A recently published collection of selected letters of Jan Zrzavý provides evidence of the role played by Zrzavý and F. V. Mokrý in putting together the programme of Alšová síň (Aleš exhibition hall), the new gallery that Výtvarný odbor Umělecké besedy (VOUB – the Visual Arts Section of the Arts Club) opened in April 1926. Artist Jan Zrzavý lived and worked in Paris from 1923 to 1927 and while there, and especially over the course of 1926, approached other artists working in Paris (e.g. Tsuguharu-Léonard Foujita, Henry de Waroquier, Raoul Dufy, Ossip Zadkine, Ivan Puni, Milan Konjović, Ivo Režek, Moissey Kogan, Grigorij Musatov, Boris Grigorjev) to seek their interest in exhibiting art in Prague and agreement to begin negotiations with VOUB for this purpose. Negotiations were then taken up by artist F. V. Mokrý on behalf of the gallery.

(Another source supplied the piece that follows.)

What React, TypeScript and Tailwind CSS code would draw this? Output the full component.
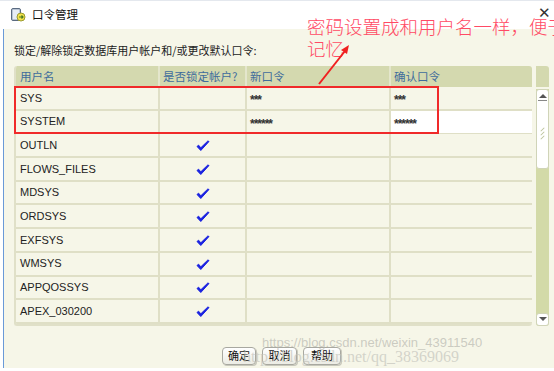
import React from "react";

interface UserRow {
  name: string;
  locked: boolean;
  pwd: string;
  confirm: string;
}

const rows: UserRow[] = [
  { name: "SYS", locked: false, pwd: "***", confirm: "***" },
  { name: "SYSTEM", locked: false, pwd: "******", confirm: "******" },
  { name: "OUTLN", locked: true, pwd: "", confirm: "" },
  { name: "FLOWS_FILES", locked: true, pwd: "", confirm: "" },
  { name: "MDSYS", locked: true, pwd: "", confirm: "" },
  { name: "ORDSYS", locked: true, pwd: "", confirm: "" },
  { name: "EXFSYS", locked: true, pwd: "", confirm: "" },
  { name: "WMSYS", locked: true, pwd: "", confirm: "" },
  { name: "APPQOSSYS", locked: true, pwd: "", confirm: "" },
  { name: "APEX_030200", locked: true, pwd: "", confirm: "" },
];

const cjk = { fontFamily: '"Noto Sans CJK SC", "Noto Sans", sans-serif' };
const latin = { fontFamily: '"Liberation Sans", Arial, sans-serif' };

const Check = () => (
  <svg width="14" height="12" viewBox="0 0 14 12">
    <path d="M1 6.5 L4.8 10.5 L13 1.5 L11.8 1 L4.8 7.8 L2.6 5.2 Z" fill="#1a22e0" stroke="#1a22e0" strokeWidth="1" strokeLinejoin="round" />
  </svg>
);

const TitleIcon = () => (
  <svg width="16" height="16" viewBox="0 0 16 16">
    <rect x="1.5" y="1.5" width="9" height="12" rx="1.5" fill="#b8c4d4" stroke="#5a6a80" />
    <rect x="3" y="3" width="6" height="9" fill="#e6ecf4" />
    <circle cx="11" cy="10" r="4" fill="#f4e24a" stroke="#9a9a30" />
    <path d="M9 10 H13 M11.5 8.5 L13 10 L11.5 11.5" stroke="#4a7a20" strokeWidth="1.2" fill="none" />
  </svg>
);

const Btn = ({ label, w }: { label: string; w: string }) => (
  <button
    className={`${w} h-[18px] rounded-[4px] border border-[#a8a8a0] bg-gradient-to-b from-white to-[#ecece4] text-[11px] text-[#111] shadow-[1px_1px_0_#c8c8bc] leading-none`}
    style={cjk}
  >
    {label}
  </button>
);

export default function App() {
  return (
    <div className="relative w-[554px] h-[371px] overflow-hidden bg-white">
      {/* title bar */}
      <div className="h-[29px] border-t border-[#e4e8ee] flex items-center pl-[10px] gap-[6px] bg-white">
        <TitleIcon />
        <span className="text-[11.5px] text-[#111]" style={cjk}>
          口令管理
        </span>
      </div>
      <div className="absolute right-[3px] top-[5px] text-[15px] text-[#333] leading-none" style={latin}>
        ✕
      </div>

      {/* body */}
      <div className="ml-[3px] h-[339px] border-l-[1.5px] border-[#6a9ad8] bg-[#f6f6e8] pl-[10px] pt-[13px]">
        <div className="text-[11px] text-[#222] h-[24px]" style={cjk}>
          锁定/解除锁定数据库用户帐户和/或更改默认口令:
        </div>

        <div className="flex gap-[4px]">
          <div className="w-[518px] rounded-[3px] overflow-hidden border-b-2 border-l-2 border-[#e0e0c8]">
            <div className="grid grid-cols-[144px_87px_144px_143px] h-[21px] bg-[#d4d9af] text-[11.5px] text-[#3f6c9c]" style={cjk}>
              <div className="pl-[4px] flex items-center border-r-2 border-[#e4e6cc]">用户名</div>
              <div className="pl-[3px] flex items-center border-r-2 border-[#e4e6cc]">是否锁定帐户?</div>
              <div className="pl-[3px] flex items-center border-r-2 border-[#e4e6cc]">新口令</div>
              <div className="pl-[3px] flex items-center">确认口令</div>
            </div>
            {rows.map((r) => (
              <div
                key={r.name}
                className="grid grid-cols-[144px_87px_144px_143px] h-[23.7px] border-b-2 border-[#dfdfc6] text-[11px] text-[#222]"
                style={latin}
              >
                <div className="pl-[4px] flex items-center border-r-2 border-[#dfdfc6]">{r.name}</div>
                <div className="flex items-center justify-center border-r-2 border-[#dfdfc6] pt-[2px]">
                  {r.locked && <Check />}
                </div>
                <div className="pl-[3px] flex items-start pt-[4px] border-r-2 border-[#dfdfc6] text-[12px] font-bold tracking-[-1px] text-[#333]">
                  {r.pwd}
                </div>
                <div
                  className={`pl-[3px] flex items-start pt-[4px] text-[12px] font-bold tracking-[-1px] text-[#333] ${
                    r.name === "SYSTEM" ? "bg-white" : ""
                  }`}
                >
                  {r.confirm}
                </div>
              </div>
            ))}
          </div>

          {/* scrollbar */}
          <div className="w-[13px] flex flex-col">
            <div className="h-[21px] bg-[#d4d9af] rounded-tr-[3px]" />
            <div className="mt-[2px] flex-1 bg-[#d3daa8] flex flex-col rounded-b-[3px]">
              <div className="h-[80px] bg-white rounded-[3px] border border-[#d0d4b8] flex flex-col items-center">
                <div className="mt-[4px] w-0 h-0 border-l-[4px] border-r-[4px] border-b-[4px] border-l-transparent border-r-transparent border-b-[#555]" />
                <div className="w-[9px] h-[1px] bg-[#888] mt-[2px]" />
                <div className="mt-[28px] flex flex-col gap-[3px] items-center">
                  <div className="w-[5px] h-[1px] bg-[#bcc29a] -rotate-45" />
                  <div className="w-[5px] h-[1px] bg-[#bcc29a] -rotate-45" />
                  <div className="w-[5px] h-[1px] bg-[#bcc29a] -rotate-45" />
                </div>
              </div>
              <div className="flex-1" />
              <div className="h-[13px] bg-white rounded-[3px] border border-[#d0d4b8] flex items-center justify-center">
                <div className="w-0 h-0 border-l-[4px] border-r-[4px] border-t-[4px] border-l-transparent border-r-transparent border-t-[#555]" />
              </div>
            </div>
          </div>
        </div>

        <div className="flex gap-[6px] pl-[208px] mt-[21px]">
          <Btn label="确定" w="w-[34px]" />
          <Btn label="取消" w="w-[35px]" />
          <Btn label="帮助" w="w-[38px]" />
        </div>
      </div>

      {/* annotation */}
      <div className="absolute left-[14px] top-[86px] w-[425px] h-[48px] border-2 border-[#f02a2a] pointer-events-none" />
      <div
        className="absolute left-[307px] top-[15px] text-[18.5px] leading-[22px] text-[#ff4a64] whitespace-nowrap font-light"
        style={cjk}
      >
        密码设置成和用户名一样，便于
        <br />
        记忆
      </div>
      <svg className="absolute left-0 top-0 pointer-events-none" width="554" height="371">
        <line x1="319" y1="84" x2="345" y2="51" stroke="#f02020" strokeWidth="2" />
        <path d="M349 45 L341 50 L347 54 Z" fill="#f02020" />
      </svg>

      {/* watermarks */}
      <div
        className="absolute left-[262px] top-[333px] text-[13px] text-[#b8b8b0]/70 whitespace-nowrap pointer-events-none"
        style={latin}
      >
        https://blog.csdn.net/weixin_43911540
      </div>
      <div
        className="absolute left-[243px] top-[345px] text-[16px] text-[#c4c4bc]/70 whitespace-nowrap pointer-events-none"
        style={{ fontFamily: '"Liberation Serif", serif' }}
      >
        http://blog.csdn.net/qq_38369069
      </div>
    </div>
  );
}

For both artists Alšova síň symbolised the rebirth of VOUB and the promise of a ‘better future’. With regular exhibitions of good art by respected or talented young artists they sought to disrupt the focus on national work that VOUB had been set on to that time and that was preventing progressive French trends from having any impact. VOUB’s lack of interest in the emerging modern art in Paris, the centre of the art world, revealed it to be a traditionalist organisation within the Czech arts scene, and its conservativism made it the target of much criticism from supporters of its rival, Spolek výtvarných umělců Mánes (Mánes Association of Fine Artists). In order to overcome the perception of a sharp opposition in how the two associations related to modern art, Zrzavý and Mokrý tried to present the Prague cultural scene with a diverse array of distinctive forms of artistic expression that were freely finding a place for themselves in the development of modern art in Paris and in many European countries, not just in the west, but also in the north, east, and south. Modest financial resources, however, prevented this grand plan from being fulfilled. Exhibitions of the work of Foujita, Waroquier, Dufy and Zadkine never took place. The failure of this plan ultimately created the distorted impression that in the mid-1920s VOUB was primarily devoting itself to building stronger ties with southern Slav artists.